Nos dois bairros, apenas uma das duas Estações de Bombeamento de Água Pluvial (Ebap) está ligada. É a de número 5, que fica no Humaitá. Esta é a casa de bombas que deveria proteger a Arena do Grêmio, uma das localidades mais afetadas na região.
Na Vila Farrapos, está localizada a Ebap 8, considerada de menor porte pelo Dmae. Segundo a autarquia, ela ainda está submersa, mas auxilia no escoamento da água da chuva destas regiões em direção ao Guaíba.
Lixo acumulado toma conta de ruas do Quarto Distrito
Em pontos dos bairros Navegantes, São Geraldo e São João, onde a água baixou no começo da semana, moradores e comerciantes descartaram materiais perdidos por conta da enchente. O cenário é de abandono.
Em meio a falta de energia elétrica em trechos de avenidas, há milhares de resíduos descartados nas esquinas, como na Avenida São Pedro, no cruzamento com a Santos Dumont. A luz foi religada no começo da noite nesta localidade, que ainda tem pontos inacessíveis.
Com a chuva, a água voltou a subir, o que fez com que os materiais descartados, entre colchões, camas, poltronas, mesas e cadeiras, invadissem as vias. Diante do cenário, funcionários da Cootrapiva, empresa terceirizada responsável pela limpeza da cidade, reiniciaram a ação em alguns pontos.
— Não era fácil com a água baixando e agora vamos limpar tudo outra vez. Essa água da chuva de hoje piorou ainda mais — disse um dos guris que estava trabalhando no Quarto Distrito.
No bairro Navegantes, próximo a Estação Farrapos, equipes da Brigada Militar realizam patrulhamentos para monitorar a entrada de pessoas de fora da região. O objetivo, segundo o órgão, é viabilizar a entrada de pessoas que residem ou trabalham no bairro, mas não significa proibir o acesso de populares de outros locais.

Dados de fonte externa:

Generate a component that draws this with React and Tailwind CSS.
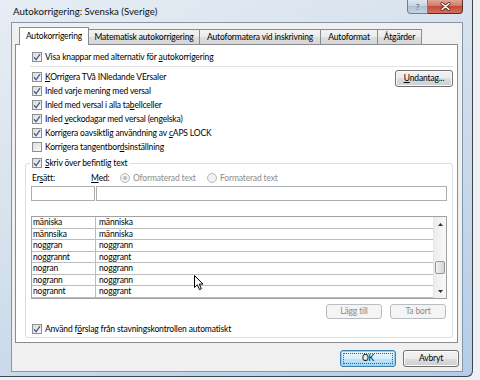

No bairro, o nível da água subiu menos em alguns pontos, mas também houve redução em localidades mais afetadas. Porém, próximo do acesso ao Humaitá, o cenário ainda é de preocupação, diante do impacto no bairro vizinho, ainda tomado pela enchente.
No bairro Anchieta, além das Estações de Bombeamento que não estão funcionando na região, principalmente na região do aeroporto Internacional Salgado Filho, há locais em que o nível da água está acima dos dois metros de altura.
Dique extravasa
Outro problema enfrentado por moradores e comerciantes da Zona Norte nesta sexta-feira foi o extravasamento do dique da Fiergs, no bairro Sarandi, em dois pontos.
A estrutura, que age como uma contenção das águas que vem do Rio Gravataí e do Arroio Feijó, já havia transbordado no começo das cheias. Em razão disso, a Secretaria Municipal de Serviços Urbanos (SMSUrb) havia realizado o serviço de reparos na estrutura. Com a volta da chuva e o aumento do Guaíba, porém, o dique voltou a apresentar problemas.
Trecho de asfalto que cedeu não causa risco a moradores
A reportagem de GZH voltou a Avenida Sarandi, no cruzamento com a General Raphael Zippin, nesta sexta-feira, para saber como está a situação de parte da avenida e do talude do Arroio das Pedras, que cederam na tarde de quinta (21). A reportagem também conversou com agentes da Defesa Civil que monitoram a situação.
O trecho foi isolado com lona e pedras, mas não causa risco aos moradores, de acordo com os representantes do órgão. Contudo, uma equipe técnica do Dmae irá ao local nos próximos dias para fazer uma nova análise da estrutura.
Algumas famílias haviam deixado o local temendo um agravamento da situação. O trecho que cedeu tem aproximadamente seis metros de comprimento. Há desvio de trânsito na região, devido a interdição da avenida no sentido Centro-bairro.
Também no bairro, a prefeitura de Porto Alegre deu início às obras de um corredor de acesso à Capital, na Avenida Assis Brasil. O caminho será prioritário para veículos emergenciais. Na região, a água subiu, dificultando até mesmo a circulação de caminhões.